A Quantitative Evaluation of Dissemination-Time Preservation Metadata
Proceedings of the 12th European Conference on Research and Advanced Technology for Digital Libraries (ECDL'08). Aarhus, Denmark. September, 2008.
J.A. Smith and M.L. Nelson.
Download: ecdl08_Final.pdf
One of many challenges facing web preservation efforts is the lack of metadata
available for web resources. In prior work, we proposed a model that takes
advantage of a site’s own web server to prepare its resources for preservation.
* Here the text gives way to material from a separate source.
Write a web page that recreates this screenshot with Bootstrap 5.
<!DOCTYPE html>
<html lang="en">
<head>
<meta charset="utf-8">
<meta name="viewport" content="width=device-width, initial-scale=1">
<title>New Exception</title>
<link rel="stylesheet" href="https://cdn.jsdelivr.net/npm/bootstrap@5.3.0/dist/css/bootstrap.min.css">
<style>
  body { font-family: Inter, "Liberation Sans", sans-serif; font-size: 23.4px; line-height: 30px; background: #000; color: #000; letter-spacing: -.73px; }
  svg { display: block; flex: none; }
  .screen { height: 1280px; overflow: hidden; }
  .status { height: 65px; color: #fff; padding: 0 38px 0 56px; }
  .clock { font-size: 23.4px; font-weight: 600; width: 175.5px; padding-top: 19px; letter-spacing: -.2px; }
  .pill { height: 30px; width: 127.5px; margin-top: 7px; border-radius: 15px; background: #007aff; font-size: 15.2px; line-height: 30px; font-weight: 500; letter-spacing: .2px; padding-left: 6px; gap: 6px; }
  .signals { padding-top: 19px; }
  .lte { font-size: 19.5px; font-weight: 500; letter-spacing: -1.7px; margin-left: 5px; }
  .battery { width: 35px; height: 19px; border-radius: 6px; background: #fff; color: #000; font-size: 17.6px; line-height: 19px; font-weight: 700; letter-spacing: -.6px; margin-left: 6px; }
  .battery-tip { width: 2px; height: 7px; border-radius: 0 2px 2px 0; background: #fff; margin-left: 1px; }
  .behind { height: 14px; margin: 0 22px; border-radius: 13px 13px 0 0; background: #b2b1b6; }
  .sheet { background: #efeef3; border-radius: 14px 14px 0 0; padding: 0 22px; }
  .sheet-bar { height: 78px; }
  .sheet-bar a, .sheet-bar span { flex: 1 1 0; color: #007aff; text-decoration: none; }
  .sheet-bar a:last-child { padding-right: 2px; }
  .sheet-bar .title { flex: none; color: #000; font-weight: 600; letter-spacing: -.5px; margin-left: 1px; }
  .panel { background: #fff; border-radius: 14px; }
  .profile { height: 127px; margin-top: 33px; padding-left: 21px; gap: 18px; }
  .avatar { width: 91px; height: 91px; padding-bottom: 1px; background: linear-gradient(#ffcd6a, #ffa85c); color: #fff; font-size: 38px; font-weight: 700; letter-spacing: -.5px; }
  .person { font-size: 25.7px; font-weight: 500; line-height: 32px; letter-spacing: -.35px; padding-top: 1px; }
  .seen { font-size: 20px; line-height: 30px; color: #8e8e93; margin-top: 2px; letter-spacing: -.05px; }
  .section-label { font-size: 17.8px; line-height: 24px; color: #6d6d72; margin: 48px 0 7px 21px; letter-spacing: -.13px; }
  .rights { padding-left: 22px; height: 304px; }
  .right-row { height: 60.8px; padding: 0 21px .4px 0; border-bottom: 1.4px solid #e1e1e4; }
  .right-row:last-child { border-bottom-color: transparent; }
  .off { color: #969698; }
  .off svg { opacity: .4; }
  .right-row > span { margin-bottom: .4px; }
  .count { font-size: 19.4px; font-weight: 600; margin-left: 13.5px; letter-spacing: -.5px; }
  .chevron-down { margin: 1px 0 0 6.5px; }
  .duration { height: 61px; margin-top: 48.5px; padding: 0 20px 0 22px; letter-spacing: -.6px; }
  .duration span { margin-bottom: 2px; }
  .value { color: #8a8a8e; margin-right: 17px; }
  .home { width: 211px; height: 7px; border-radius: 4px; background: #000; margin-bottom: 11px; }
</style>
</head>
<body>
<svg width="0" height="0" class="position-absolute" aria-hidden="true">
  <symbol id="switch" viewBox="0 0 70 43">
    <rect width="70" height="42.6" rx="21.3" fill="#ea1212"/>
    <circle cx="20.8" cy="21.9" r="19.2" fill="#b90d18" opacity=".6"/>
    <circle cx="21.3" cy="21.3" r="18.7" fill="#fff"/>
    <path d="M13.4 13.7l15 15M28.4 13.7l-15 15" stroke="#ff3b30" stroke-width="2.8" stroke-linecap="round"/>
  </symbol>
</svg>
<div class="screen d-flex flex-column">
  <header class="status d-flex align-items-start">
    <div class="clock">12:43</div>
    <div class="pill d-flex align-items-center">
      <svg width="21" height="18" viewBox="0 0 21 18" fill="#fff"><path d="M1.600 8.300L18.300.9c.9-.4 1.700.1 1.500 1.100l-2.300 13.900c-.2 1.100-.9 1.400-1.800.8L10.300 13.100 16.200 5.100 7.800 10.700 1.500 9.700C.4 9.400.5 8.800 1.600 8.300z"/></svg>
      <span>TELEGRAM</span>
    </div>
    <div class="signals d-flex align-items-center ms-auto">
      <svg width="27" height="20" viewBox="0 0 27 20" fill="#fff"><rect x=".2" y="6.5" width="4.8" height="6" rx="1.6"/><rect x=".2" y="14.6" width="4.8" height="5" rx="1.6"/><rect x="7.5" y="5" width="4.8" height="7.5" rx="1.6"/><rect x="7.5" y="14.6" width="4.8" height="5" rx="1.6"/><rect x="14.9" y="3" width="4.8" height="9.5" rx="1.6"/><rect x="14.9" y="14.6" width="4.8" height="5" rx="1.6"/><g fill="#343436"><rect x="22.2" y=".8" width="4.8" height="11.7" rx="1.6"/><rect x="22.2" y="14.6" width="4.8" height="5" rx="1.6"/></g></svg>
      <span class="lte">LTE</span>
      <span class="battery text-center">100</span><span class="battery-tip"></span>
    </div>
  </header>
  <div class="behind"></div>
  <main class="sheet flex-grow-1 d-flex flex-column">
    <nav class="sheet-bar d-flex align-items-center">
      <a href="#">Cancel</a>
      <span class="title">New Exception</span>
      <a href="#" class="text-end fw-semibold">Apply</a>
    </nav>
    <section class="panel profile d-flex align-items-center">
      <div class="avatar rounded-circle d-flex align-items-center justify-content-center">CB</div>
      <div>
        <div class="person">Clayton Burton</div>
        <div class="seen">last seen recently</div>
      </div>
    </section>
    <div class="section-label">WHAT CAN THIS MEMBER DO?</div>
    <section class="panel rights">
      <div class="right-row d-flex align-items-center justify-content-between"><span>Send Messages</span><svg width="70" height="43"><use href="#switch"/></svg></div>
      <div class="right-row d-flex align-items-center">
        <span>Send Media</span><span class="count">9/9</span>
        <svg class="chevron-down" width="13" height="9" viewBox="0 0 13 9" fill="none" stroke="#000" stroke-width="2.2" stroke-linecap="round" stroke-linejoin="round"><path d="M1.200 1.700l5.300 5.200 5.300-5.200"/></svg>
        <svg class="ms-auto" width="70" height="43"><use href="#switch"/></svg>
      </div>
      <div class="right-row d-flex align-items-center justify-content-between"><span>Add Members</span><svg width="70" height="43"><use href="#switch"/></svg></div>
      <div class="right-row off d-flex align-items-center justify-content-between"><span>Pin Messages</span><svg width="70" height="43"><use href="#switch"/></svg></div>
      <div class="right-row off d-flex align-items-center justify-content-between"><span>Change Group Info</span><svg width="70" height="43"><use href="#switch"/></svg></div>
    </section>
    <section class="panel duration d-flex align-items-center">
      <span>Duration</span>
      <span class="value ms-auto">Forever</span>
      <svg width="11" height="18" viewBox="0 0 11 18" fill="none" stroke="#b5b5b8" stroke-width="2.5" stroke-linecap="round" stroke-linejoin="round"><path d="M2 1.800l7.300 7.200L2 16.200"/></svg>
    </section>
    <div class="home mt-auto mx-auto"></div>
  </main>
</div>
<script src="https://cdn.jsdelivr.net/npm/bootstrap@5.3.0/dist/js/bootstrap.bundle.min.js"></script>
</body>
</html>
When responding to a request from an archiving repository, the server applies a
series of metadata utilities, such as Jhove and Exif, to the requested
resource. The output from each utility is included in the HTTP response along
with the resource itself. This paper addresses the question of feasibility: Is
it in fact practical to use the site’s web server as a just-in-time metadata
generator, or does the extra processing create an unacceptable deterioration in
server responsiveness to quotidian events? Our tests indicate that (a) this
approach can work effectively for both the crawler and the server; and that (b)
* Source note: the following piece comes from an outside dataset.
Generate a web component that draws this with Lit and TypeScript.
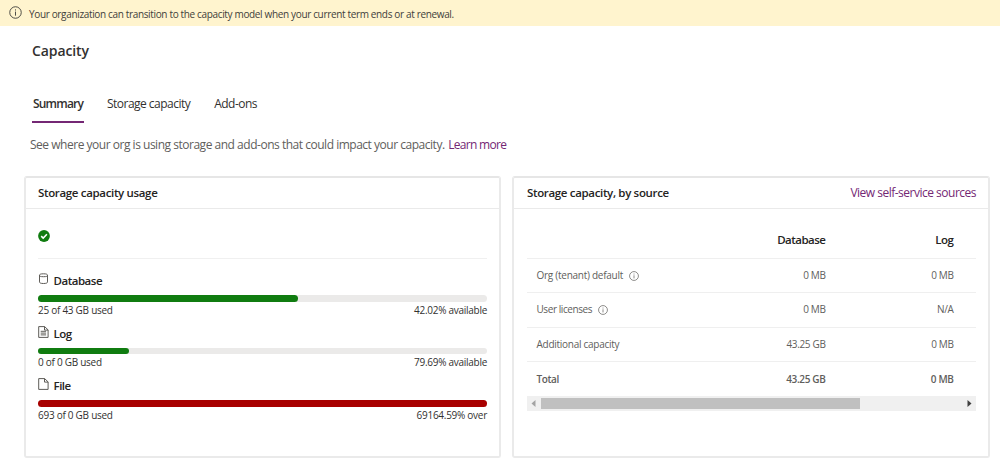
import { LitElement, html, css, svg } from "lit";
import { customElement } from "lit/decorators.js";

interface Usage { name: string; icon: unknown; used: string; state: string; share: number; over?: boolean; }

const databaseIcon = svg`<path d="M1.5 2.3c0-1 1-1.5 4-1.5s4 .5 4 1.5-1 1.4-4 1.4-4-.4-4-1.4v6.6c0 1 1 1.6 4 1.6s4-.6 4-1.6V2.3"/>`;
const fileIcon = svg`<path d="M.7.6h5.9l3.5 3.3v7.5H.7zM6.5.6v3.5h3.6"/>`;
const logIcon = svg`${fileIcon}<path d="M2.7 5.3h5.4M2.7 7.1h5.4M2.7 8.9h5.4"/>`;

const usages: Usage[] = [
  { name: "Database", icon: databaseIcon, used: "25 of 43 GB used", state: "42.02% available", share: 57.98 },
  { name: "Log", icon: logIcon, used: "0 of 0 GB used", state: "79.69% available", share: 20.31 },
  { name: "File", icon: fileIcon, used: "693 of 0 GB used", state: "69164.59% over", share: 100, over: true },
];

const rows = [
  { label: "Org (tenant) default", info: true, database: "0 MB", log: "0 MB" },
  { label: "User licenses", info: true, database: "0 MB", log: "N/A" },
  { label: "Additional capacity", info: false, database: "43.25 GB", log: "0 MB" },
  { label: "Total", info: false, database: "43.25 GB", log: "0 MB", total: true },
];

const info = () => html`<svg viewBox="0 0 14 14" fill="none" stroke="currentColor">
  <circle cx="7" cy="7" r="6.2"/><path d="M7 6v4.4M7 3.6v1.3"/></svg>`;

@customElement("app-root")
export class AppRoot extends LitElement {
  static styles = css`
    :host { display: block; height: 463px; overflow: hidden; background: #fff; color: #323130;
      font: 12px/18px "Open Sans", "Noto Sans", sans-serif; letter-spacing: -0.5px; white-space: nowrap; }
    * { box-sizing: border-box; }
    svg { display: block; flex: none; }
    a { color: #742774; text-decoration: none; }
    .banner { height: 26px; display: flex; align-items: center; gap: 7px; padding: 1px 0 0 9px;
      background: #fff4ce; color: #41403b; font-size: 10px; letter-spacing: -0.345px; }
    .banner svg { width: 13px; height: 13px; margin-top: -2px; }
    h1 { margin: 14px 0 0 32px; font-size: 14px; line-height: 22px; font-weight: 600; letter-spacing: -0.1px; }
    .tabs { display: flex; gap: 22px; height: 29px; margin: 32px 0 0 32px; }
    .tab { padding: 1px 1px 0; letter-spacing: -0.52px; }
    .tab.active { width: 52px; border-bottom: 2px solid #742774; font-weight: 600; letter-spacing: -0.8px; }
    .intro { margin: 13px 0 0 30px; height: 18px; color: #605e5c; letter-spacing: -0.48px; }
    .intro a { letter-spacing: -0.7px; margin-left: 1px; }
    .cards { display: grid; grid-template-columns: 477px 478px; gap: 11px; margin: 22px 0 0 24px; }
    .card { height: 282px; border: 2px solid #eaeaea; border-top-color: #e6e6e6; border-radius: 3px; }
    .head { height: 31px; display: flex; align-items: center; justify-content: space-between;
      padding: 0 12px; border-bottom: 1px solid #eaeaea; }
    .head b { font-size: 11.5px; font-weight: 600; color: #252423; letter-spacing: -0.34px; }
    .card.sources .head { padding-left: 13px; }
    .status { height: 50px; margin: 0 12px; padding-top: 21px; border-bottom: 1px solid #f0f0f0; }
    .status svg { width: 12px; height: 12px; }
    .usages { padding: 13px 12px 0; }
    .usage { height: 52.5px; }
    .name { display: flex; gap: 4.5px; height: 23px; font-size: 11.5px; font-weight: 600; color: #252423; letter-spacing: -0.48px; }
    .name svg { width: 11px; height: 12px; margin-top: 1px; }
    .track { height: 6.5px; border-radius: 4px; background: #ebeae9; }
    .fill { height: 100%; border-radius: 4px; background: #107c10; }
    .fill.over { background: #a80000; }
    .notes { display: flex; justify-content: space-between; font-size: 10px; line-height: 17px; letter-spacing: -0.27px; color: #323130; }
    .source { padding: 0 12px 0 13px; }
    .row { display: grid; grid-template-columns: 160px 129px 128px; padding: 0 21px 1px 9.5px; height: 34.3px;
      align-items: center; border-bottom: 1px solid #efefef; font-size: 10px; color: #605e5c; letter-spacing: -0.27px; }
    .row.header { height: 50px; padding-top: 14px; font-size: 11.5px; font-weight: 600; color: #252423; }
    .row.header .num { letter-spacing: -0.5px; }
    .row.total { border: 0; font-weight: 600; letter-spacing: -0.4px; }
    .label { display: flex; align-items: center; gap: 6px; }
    .row:nth-child(3) .label { letter-spacing: -0.42px; }
    .label svg { width: 10px; height: 10px; margin-top: 1px; }
    .num { text-align: right; letter-spacing: -0.35px; }
    .scroll { display: flex; align-items: center; justify-content: space-between; height: 15px; background: #f0f0f0; padding: 0 4px; }
    .scroll svg { width: 5px; height: 7px; }
    .lane { flex: 1; padding: 0 5px; }
    .thumb { width: 319px; height: 11px; background: #c0c0c0; }
  `;

  render() {
    return html`
      <div class="banner">${info()}<span>Your organization can transition to the capacity model when your current term ends or at renewal.</span></div>
      <h1>Capacity</h1>
      <nav class="tabs">
        <div class="tab active">Summary</div>
        <div class="tab">Storage capacity</div>
        <div class="tab">Add-ons</div>
      </nav>
      <div class="intro">See where your org is using storage and add-ons that could impact your capacity. <a>Learn more</a></div>
      <div class="cards">
        <section class="card">
          <div class="head"><b>Storage capacity usage</b></div>
          <div class="status"><svg viewBox="0 0 12 12"><circle cx="6" cy="6" r="5.9" fill="#107c10"/><path d="M3.2 6.1l2 2 3.7-3.9" fill="none" stroke="#fff" stroke-width="1.5"/></svg></div>
          <div class="usages">${usages.map((u) => html`
            <div class="usage">
              <div class="name"><svg viewBox="0 0 11 12" fill="none" stroke="#55534f" stroke-width=".95">${u.icon}</svg><span>${u.name}</span></div>
              <div class="track"><div class="fill ${u.over ? "over" : ""}" style="width:${u.share}%"></div></div>
              <div class="notes"><span>${u.used}</span><span>${u.state}</span></div>
            </div>`)}
          </div>
        </section>
        <section class="card sources">
          <div class="head"><b>Storage capacity, by source</b><a>View self-service sources</a></div>
          <div class="source">
            <div class="row header"><span></span><span class="num">Database</span><span class="num">Log</span></div>
            ${rows.map((r) => html`<div class="row ${r.total ? "total" : ""}">
              <span class="label"><span>${r.label}</span>${r.info ? info() : ""}</span>
              <span class="num">${r.database}</span><span class="num">${r.log}</span></div>`)}
            <div class="scroll">
              <svg viewBox="0 0 5 7"><path d="M4.5 0v7L.5 3.5z" fill="#a3a3a3"/></svg>
              <div class="lane"><div class="thumb"></div></div>
              <svg viewBox="0 0 5 7"><path d="M.5 0v7l4-3.5z" fill="#404040"/></svg>
            </div>
          </div>
        </section>
      </div>`;
  }
}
utility selection is an important factor in overall performance.
@inproceedings{jas:ecdl08,
author = {Joan A. Smith and Michael L. Nelson},
title = {A Quantitative Evaluation of Dissemination-Time Preservation Metadata},
series = {Lecture Notes in Computer Science},
volume = {5173},
year = {2008},
month = {September},
booktitle = {Proceedings of the 12th European Conference on Digital Libraries ({ECDL 2008})}
}